=== WHAT THE TASK ASKS ===
In the entries below, count every line containing "this". Return the number and nothing else.

=== SOURCE DATA ===
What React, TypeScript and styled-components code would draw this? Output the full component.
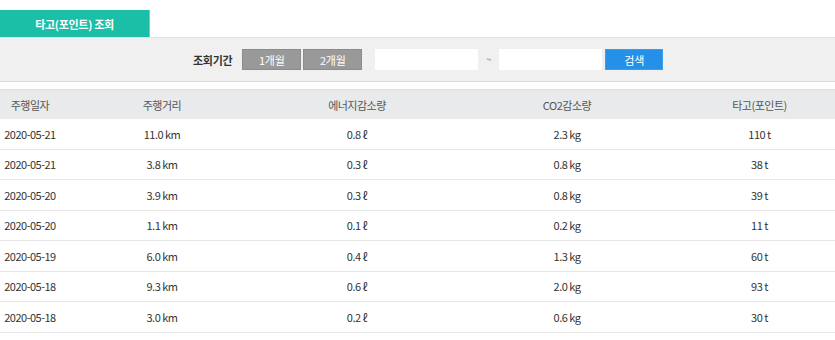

==

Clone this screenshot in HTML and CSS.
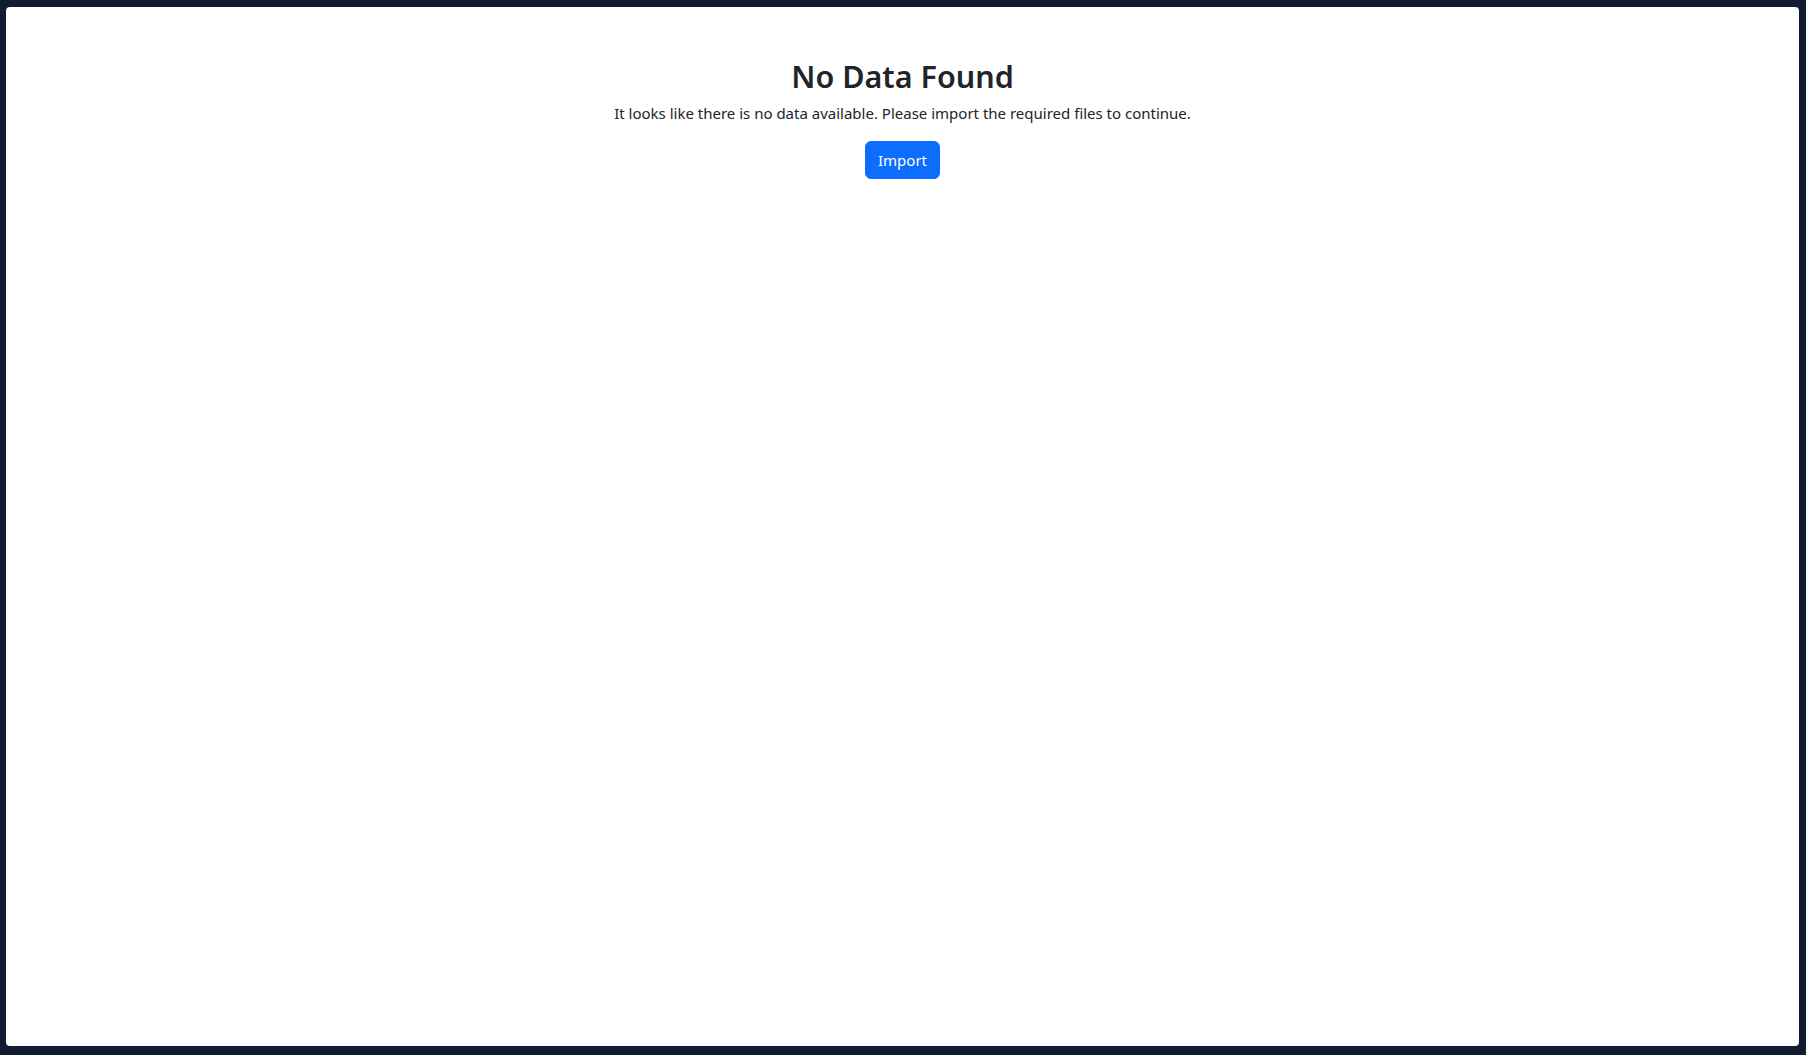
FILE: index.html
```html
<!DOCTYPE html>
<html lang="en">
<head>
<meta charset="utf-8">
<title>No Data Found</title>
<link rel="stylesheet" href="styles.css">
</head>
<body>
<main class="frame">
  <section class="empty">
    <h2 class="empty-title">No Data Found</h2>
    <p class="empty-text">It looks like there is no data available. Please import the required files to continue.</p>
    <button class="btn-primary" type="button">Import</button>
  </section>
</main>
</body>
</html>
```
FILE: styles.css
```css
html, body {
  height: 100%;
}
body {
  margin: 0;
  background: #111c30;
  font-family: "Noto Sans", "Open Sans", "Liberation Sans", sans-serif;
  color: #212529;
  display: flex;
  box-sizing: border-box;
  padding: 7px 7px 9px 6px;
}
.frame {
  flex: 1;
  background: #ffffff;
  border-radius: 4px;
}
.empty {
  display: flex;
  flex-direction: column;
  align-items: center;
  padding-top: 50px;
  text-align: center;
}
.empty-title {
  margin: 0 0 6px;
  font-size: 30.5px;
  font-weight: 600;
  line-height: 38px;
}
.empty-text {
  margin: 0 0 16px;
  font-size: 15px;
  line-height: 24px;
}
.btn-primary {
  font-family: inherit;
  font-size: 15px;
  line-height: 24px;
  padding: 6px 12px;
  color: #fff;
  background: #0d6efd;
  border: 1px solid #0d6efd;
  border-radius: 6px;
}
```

=== FINAL ANSWER ===
2